DATA BLOCK -
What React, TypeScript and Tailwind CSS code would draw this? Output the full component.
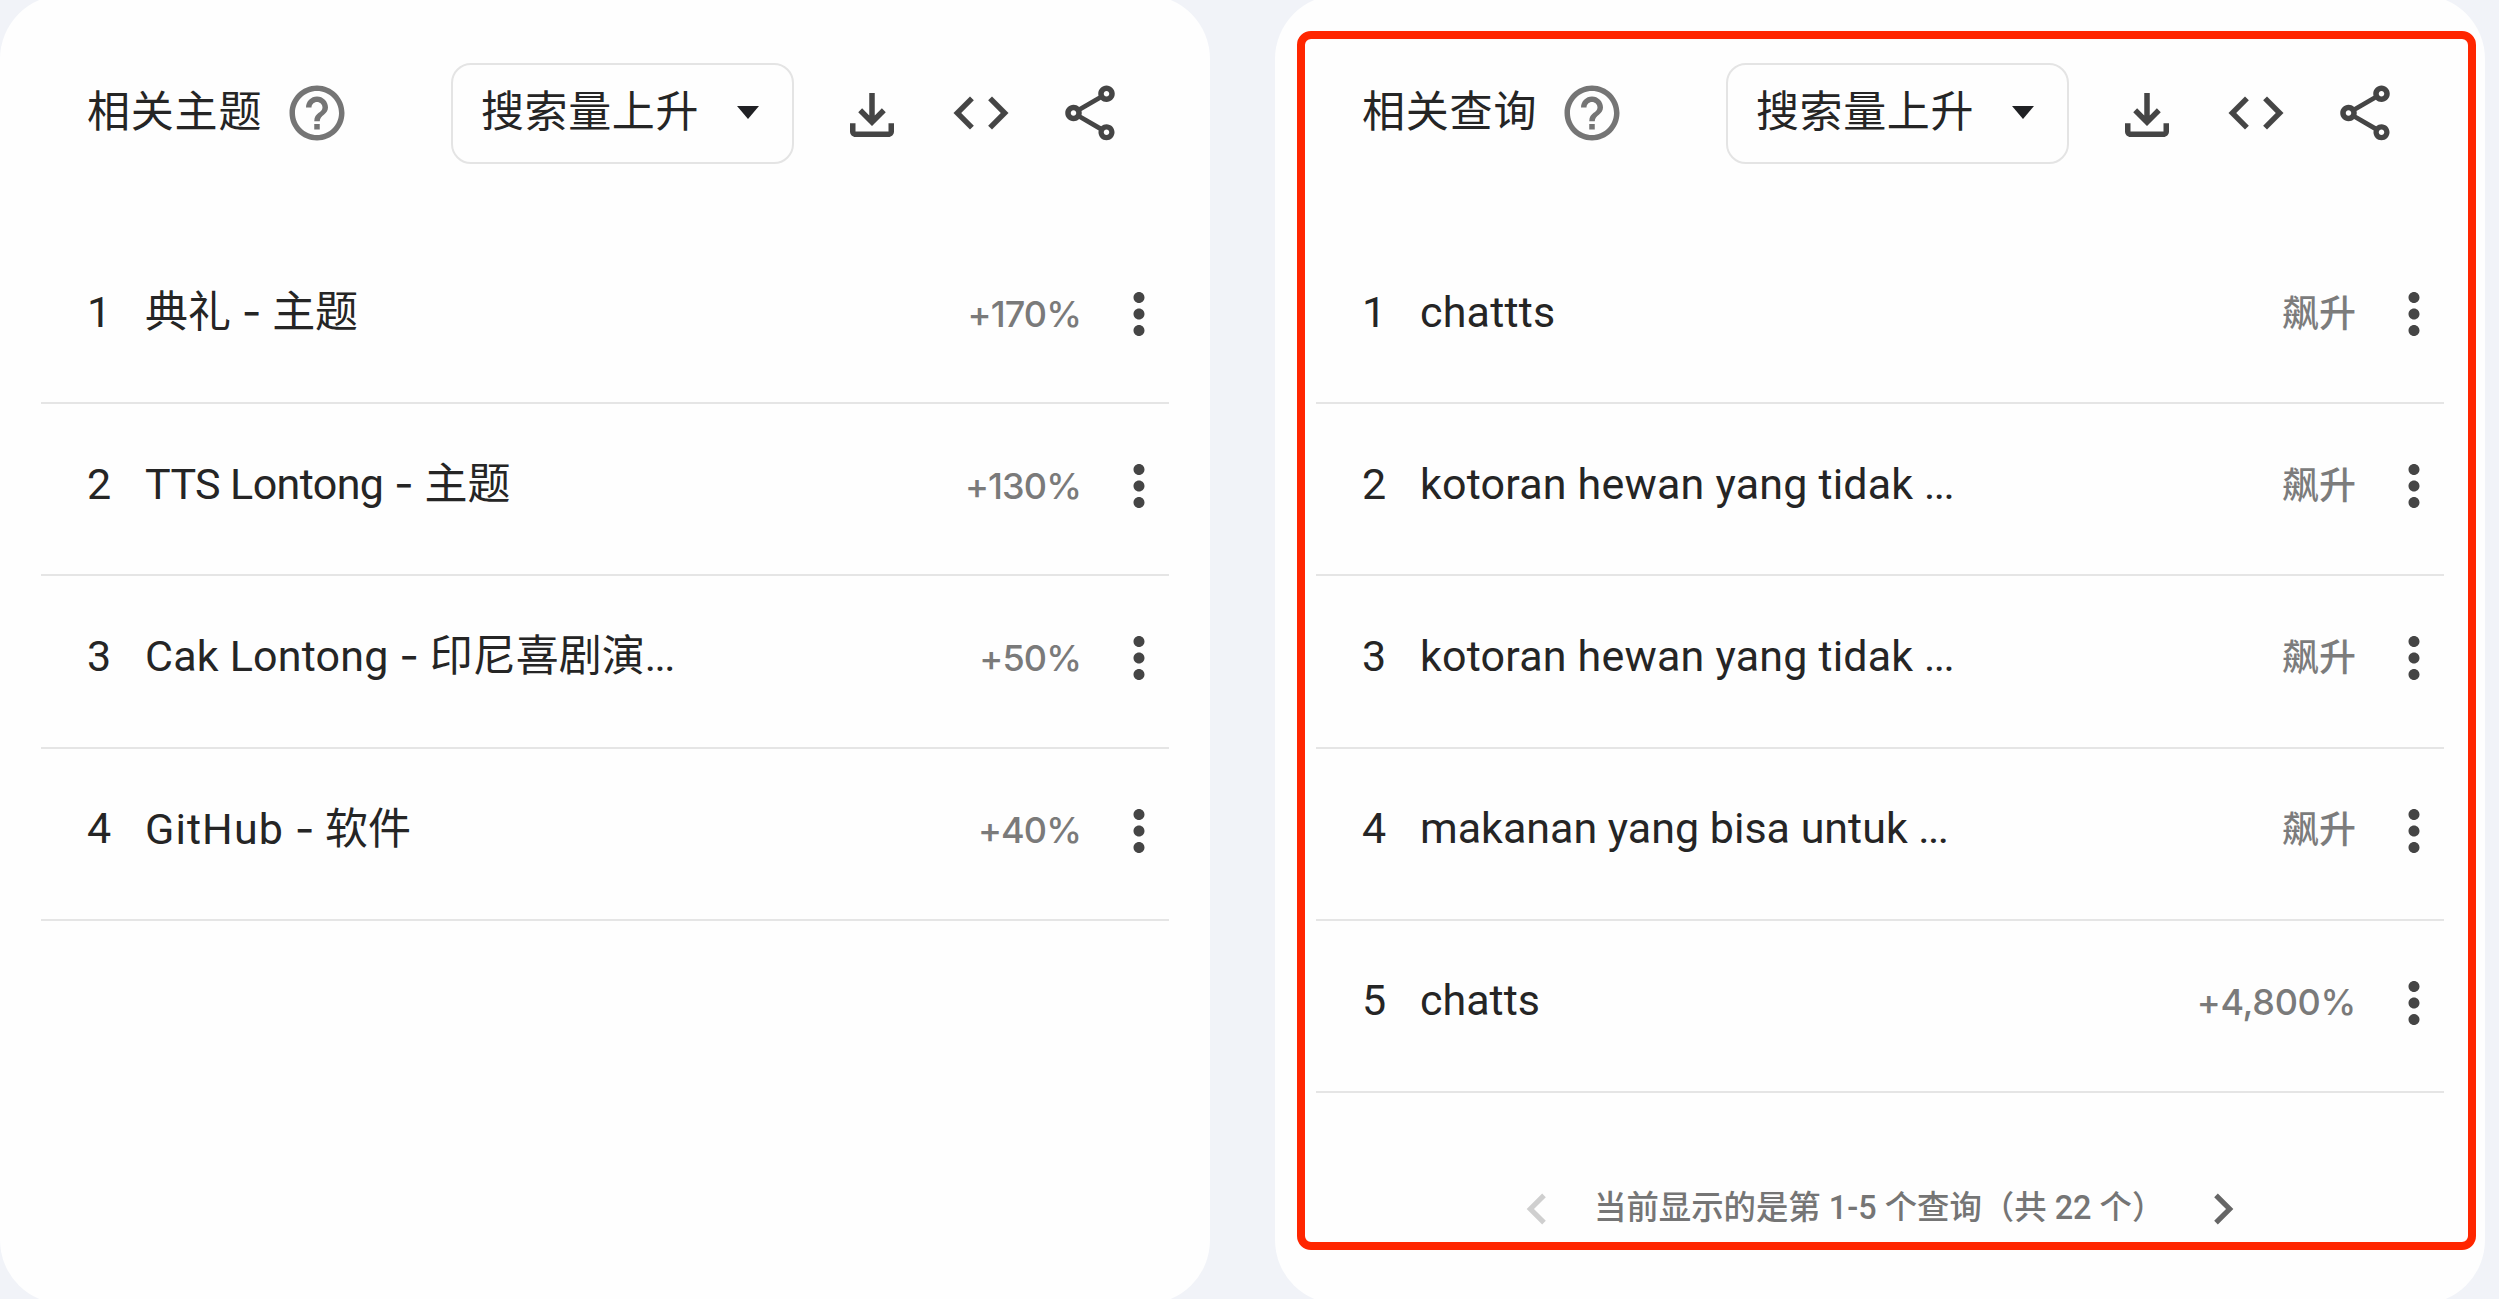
import type { ReactNode } from "react";
import { MdChevronLeft, MdChevronRight, MdCode, MdHelpOutline, MdMoreVert, MdOutlineFileDownload, MdOutlineShare } from "react-icons/md";

type Row = { title: ReactNode; value: ReactNode; rising?: boolean };

const Dots = () => <span className="tracking-[-1.6px]">...</span>;
const Dash = () => <span> <span className="font-['Inter',sans-serif]">-</span> </span>;

const topics: Row[] = [
  { title: <>典礼<Dash />主题</>, value: "+170%" },
  { title: <><span className="tracking-[-0.6px]">TTS Lontong</span><Dash />主题</>, value: "+130%" },
  { title: <><span className="tracking-[0.2px]">Cak Lontong</span><Dash />印尼喜剧演<Dots /></>, value: "+50%" },
  { title: <><span className="tracking-[1.1px]">GitHub</span><Dash />软件</>, value: "+40%" },
];

const queries: Row[] = [
  { title: <span className="tracking-[0.2px]">chattts</span>, value: "飙升", rising: true },
  { title: <><span className="tracking-[0.2px]">kotoran hewan yang tidak</span> <Dots /></>, value: "飙升", rising: true },
  { title: <><span className="tracking-[0.2px]">kotoran hewan yang tidak</span> <Dots /></>, value: "飙升", rising: true },
  { title: <>makanan yang bisa untuk <Dots /></>, value: "飙升", rising: true },
  { title: "chatts", value: <span className="tracking-[-0.3px]">+4,800%</span> },
];

function Header({ title }: { title: string }) {
  return (
    <header className="flex h-[101px] items-center pl-[87px] text-[43px] leading-[60px]">
      <h2 className="w-[197px] whitespace-nowrap pb-[4px] tracking-[0.8px]">{title}</h2>
      <MdHelpOutline className="mb-[2px] size-[66px] shrink-0 text-[#757575]" />
      <button className="ml-[101px] flex h-[101px] w-[343px] shrink-0 items-center rounded-[20px] border-2 border-[#e4e4e4] pl-[28px]">
        <span className="w-[256px] whitespace-nowrap pb-[4px] text-left tracking-[0.6px]">搜索量上升</span>
        <svg viewBox="0 0 22 13" className="mb-[2px] h-[13px] w-[22px] shrink-0 fill-[#202124]">
          <path d="M0 0h22L11 13z" />
        </svg>
      </button>
      <div className="mb-[2px] ml-[44.5px] flex gap-[43px] text-[#454545]">
        <MdOutlineFileDownload className="mt-[2px] -mb-[2px] size-[66px]" />
        <MdCode className="size-[66px]" />
        <MdOutlineShare className="size-[66px]" />
      </div>
    </header>
  );
}

function Card({ title, rows, children }: { title: string; rows: Row[]; children?: ReactNode }) {
  return (
    <section className="-mt-[5px] h-[1309px] w-[1210px] shrink-0 rounded-[64px] bg-[#fefefe] pt-[68px]">
      <Header title={title} />
      <ol className="mx-[41px] mt-[68px]">
        {rows.map((row, i) => (
          <li key={i} className="flex h-[172.2px] items-center border-b-[2.5px] border-[#e5e5e5] pl-[46px] text-[43px] leading-[60px]">
            <span className="w-[58px] pb-[11px]">{i + 1}</span>
            <span className="flex-1 whitespace-pre pb-[11px]">{row.title}</span>
            <span
              className={
                row.rising
                  ? "pb-[5px] text-[37px] font-medium text-[#7c7c7c]"
                  : "pb-[7px] font-['Inter',sans-serif] text-[36px] font-medium tracking-[-0.9px] text-[#7a7a7a]"
              }
            >
              {row.value}
            </span>
            <MdMoreVert className="mr-[-3px] mb-[6px] ml-[25px] size-[66px] text-[#454545]" />
          </li>
        ))}
      </ol>
      {children}
    </section>
  );
}

export default function App() {
  return (
    <main className="relative flex h-[1299px] w-full gap-[65px] overflow-hidden bg-[#f1f3f8] font-['Roboto','Noto_Sans_CJK_SC',sans-serif] text-[#252525]" lang="zh-CN">
      <Card title="相关主题" rows={topics} />
      <Card title="相关查询" rows={queries}>
        <nav className="mt-[85px] flex h-[62px] items-center pl-[231px] text-[32.4px] font-medium text-[#757575]">
          <MdChevronLeft className="size-[62px] shrink-0 text-[#cfcfcf]" />
          <span className="ml-[26px] w-[598px] whitespace-nowrap pb-px leading-[48px]">当前显示的是第 1-5 个查询（共 22 个）</span>
          <MdChevronRight className="size-[62px] shrink-0 text-[#666666]" />
        </nav>
      </Card>
      <div className="pointer-events-none absolute top-[31px] left-[1297px] h-[1219px] w-[1179px] rounded-[14px] border-8 border-[#ff2600]" />
    </main>
  );
}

STATED PROBLEM -
From the top of the listing above, repeat each line exactly until you reach the line containing "const Dash = ()", and repeat that one too. Leave the pictures out.

TASK ANSWER -
What React, TypeScript and Tailwind CSS code would draw this? Output the full component.
import type { ReactNode } from "react";
import { MdChevronLeft, MdChevronRight, MdCode, MdHelpOutline, MdMoreVert, MdOutlineFileDownload, MdOutlineShare } from "react-icons/md";

type Row = { title: ReactNode; value: ReactNode; rising?: boolean };

const Dots = () => <span className="tracking-[-1.6px]">...</span>;
const Dash = () => <span> <span className="font-['Inter',sans-serif]">-</span> </span>;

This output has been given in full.